The Speaker
Sunday, 21 July 2024 – 08:27

Confusion over whether students will return to universities in Autumn

Confusion has been circling over whether university students will be able to return to campuses in the Autumn term.

Most universities in the UK suspended all face-to-face teaching in March due to the Coronavirus pandemic. The suspension was also followed by the cancellation of exams for many students, while some students had to take online forms of assessment. Online learning has been made available for students by most institutions since the start of the pandemic, however, the extent and quality of such learning and resources have varied.

Cambridge University has said that lectures will only be held online for the academic year beginning in September because of the Coronavirus. In a statement, the university said;

“Given that it is likely that social distancing will continue to be required, the university has decided there will be no face-to-face lectures during the next academic year.

The university said that it would review the decision should there be official changes to advice on the Coronavirus. 

The statement followed a move by the University of Manchester, which has said its lectures will only be online, rather than face-to-face, for the Autumn term. 

The coverage and spreading of the statements has though led to confusion, with some students assuming that they will be unable to return to university campuses and accommodation in the Autumn. The specifics of what will be possible in September and October, of course, remain unknown with the response to the Coronavirus a fast-moving situation.

However, both Cambridge University and Manchester University have said that the hosting of physical smaller teaching groups which conform to social distancing requirements could be possible. On accommodation, Manchester University has said: “We very much hope to be able to welcome students to move into their University accommodation ahead of the start of the academic year but this is subject to UK government guidance and a full University risk assessment.”

If social distancing remains a requirement in the Autumn, it seems likely that many universities may take a blended learning approach. For example, lectures may be live-streamed online, and seminars and group work may take place in face-to-face settings, though with the enforcement of social distancing requirements.
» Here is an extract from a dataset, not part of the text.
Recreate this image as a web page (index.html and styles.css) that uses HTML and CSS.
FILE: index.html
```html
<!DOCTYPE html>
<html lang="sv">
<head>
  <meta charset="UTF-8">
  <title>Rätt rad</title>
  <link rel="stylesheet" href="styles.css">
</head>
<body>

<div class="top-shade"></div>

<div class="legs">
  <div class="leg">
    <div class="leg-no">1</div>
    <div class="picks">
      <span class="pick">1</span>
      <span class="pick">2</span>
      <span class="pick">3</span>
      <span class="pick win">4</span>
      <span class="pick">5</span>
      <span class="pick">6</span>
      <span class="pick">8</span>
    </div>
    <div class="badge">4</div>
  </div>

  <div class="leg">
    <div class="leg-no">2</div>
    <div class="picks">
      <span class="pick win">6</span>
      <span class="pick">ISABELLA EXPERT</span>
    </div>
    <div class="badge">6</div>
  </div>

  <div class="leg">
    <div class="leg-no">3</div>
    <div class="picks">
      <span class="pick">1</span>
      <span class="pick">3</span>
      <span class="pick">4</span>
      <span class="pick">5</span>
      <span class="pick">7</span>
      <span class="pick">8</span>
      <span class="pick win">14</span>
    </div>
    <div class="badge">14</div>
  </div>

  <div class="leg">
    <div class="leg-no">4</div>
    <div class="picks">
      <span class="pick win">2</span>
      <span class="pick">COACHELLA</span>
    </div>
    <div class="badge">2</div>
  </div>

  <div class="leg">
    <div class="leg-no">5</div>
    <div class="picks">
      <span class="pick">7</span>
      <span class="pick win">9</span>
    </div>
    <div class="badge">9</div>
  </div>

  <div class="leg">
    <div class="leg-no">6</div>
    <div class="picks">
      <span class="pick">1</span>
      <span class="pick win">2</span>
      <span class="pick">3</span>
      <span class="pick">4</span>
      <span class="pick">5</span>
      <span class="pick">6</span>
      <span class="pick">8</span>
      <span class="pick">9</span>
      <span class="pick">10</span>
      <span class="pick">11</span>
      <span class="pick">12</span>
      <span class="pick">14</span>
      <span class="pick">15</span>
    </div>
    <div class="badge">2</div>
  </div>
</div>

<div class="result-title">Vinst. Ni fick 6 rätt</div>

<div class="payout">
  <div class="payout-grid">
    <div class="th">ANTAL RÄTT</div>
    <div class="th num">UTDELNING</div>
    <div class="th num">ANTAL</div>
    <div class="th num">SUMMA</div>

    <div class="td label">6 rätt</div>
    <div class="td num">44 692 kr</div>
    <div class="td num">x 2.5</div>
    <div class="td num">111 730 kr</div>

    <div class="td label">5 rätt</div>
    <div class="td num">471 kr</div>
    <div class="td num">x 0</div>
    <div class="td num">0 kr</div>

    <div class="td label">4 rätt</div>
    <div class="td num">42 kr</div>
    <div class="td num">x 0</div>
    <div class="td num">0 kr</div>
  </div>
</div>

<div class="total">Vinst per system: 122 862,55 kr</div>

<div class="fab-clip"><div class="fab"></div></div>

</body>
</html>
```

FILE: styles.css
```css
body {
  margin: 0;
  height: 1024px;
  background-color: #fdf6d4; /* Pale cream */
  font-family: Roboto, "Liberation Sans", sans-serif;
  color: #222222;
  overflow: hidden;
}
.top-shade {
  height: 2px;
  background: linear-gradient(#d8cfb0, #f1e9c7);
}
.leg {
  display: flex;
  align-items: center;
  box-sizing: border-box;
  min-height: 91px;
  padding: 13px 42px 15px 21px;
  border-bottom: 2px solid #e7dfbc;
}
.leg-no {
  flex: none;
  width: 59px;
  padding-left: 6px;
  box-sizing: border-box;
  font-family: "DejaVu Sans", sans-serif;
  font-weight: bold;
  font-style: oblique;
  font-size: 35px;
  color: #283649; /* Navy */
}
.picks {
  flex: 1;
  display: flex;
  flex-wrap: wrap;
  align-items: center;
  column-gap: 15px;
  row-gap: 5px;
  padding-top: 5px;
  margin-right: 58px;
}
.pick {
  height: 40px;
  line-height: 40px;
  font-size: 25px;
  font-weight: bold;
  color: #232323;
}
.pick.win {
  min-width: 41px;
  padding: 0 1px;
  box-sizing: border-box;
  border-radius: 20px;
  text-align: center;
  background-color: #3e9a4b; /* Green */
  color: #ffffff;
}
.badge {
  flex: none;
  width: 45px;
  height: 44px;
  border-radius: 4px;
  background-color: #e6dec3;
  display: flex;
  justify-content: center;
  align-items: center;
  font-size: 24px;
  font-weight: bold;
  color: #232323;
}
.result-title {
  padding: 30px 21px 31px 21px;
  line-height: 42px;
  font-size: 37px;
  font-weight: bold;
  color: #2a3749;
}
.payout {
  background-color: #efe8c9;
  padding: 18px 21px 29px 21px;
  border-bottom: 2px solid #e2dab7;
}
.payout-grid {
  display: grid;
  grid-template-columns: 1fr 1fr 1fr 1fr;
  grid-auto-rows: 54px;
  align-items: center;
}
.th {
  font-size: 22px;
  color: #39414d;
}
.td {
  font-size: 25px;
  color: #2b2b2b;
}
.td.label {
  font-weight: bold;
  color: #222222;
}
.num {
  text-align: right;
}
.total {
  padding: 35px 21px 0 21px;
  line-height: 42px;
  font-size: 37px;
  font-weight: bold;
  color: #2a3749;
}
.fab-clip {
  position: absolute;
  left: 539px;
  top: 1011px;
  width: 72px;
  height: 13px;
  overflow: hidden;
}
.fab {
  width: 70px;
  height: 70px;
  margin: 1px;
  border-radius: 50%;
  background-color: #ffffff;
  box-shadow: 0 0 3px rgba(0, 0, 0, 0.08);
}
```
Under the UK government’s COVID Alerts System, England is currently in stage 4, meaning that strict social distancing is required. The government has said we are gradually moving into level 3, where there is a gradual relaxing of restrictions and social distancing measures. When the UK reaches level 2 of the system, minimal or no social distancing will be required, however, the government has not indicated a potential date for when this may be reached.

Many believe though that social distancing may be required until a vaccine is made available for COVID-19.

Statements from more universities are expected over the coming weeks in regards to how teaching will take place in the Autumn term, with the university watchdog saying earlier this week that students applying for university places in England must be told with “absolute clarity” how courses will be taught before they make their choices for next term.

It has been confirmed that universities can charge full fees even if courses are taught online. Fees for courses at UK universities can be as much as £9,250 a year, or even higher for international students. If applicants do not feel they would be getting value for money or an appropriate ‘campus experience’, they may defer their admission until the following academic year.

The delivery of Higher Education is just one area of large uncertainty amid the Coronavirus pandemic, which has so far resulted in more than 35,000 deaths in the UK.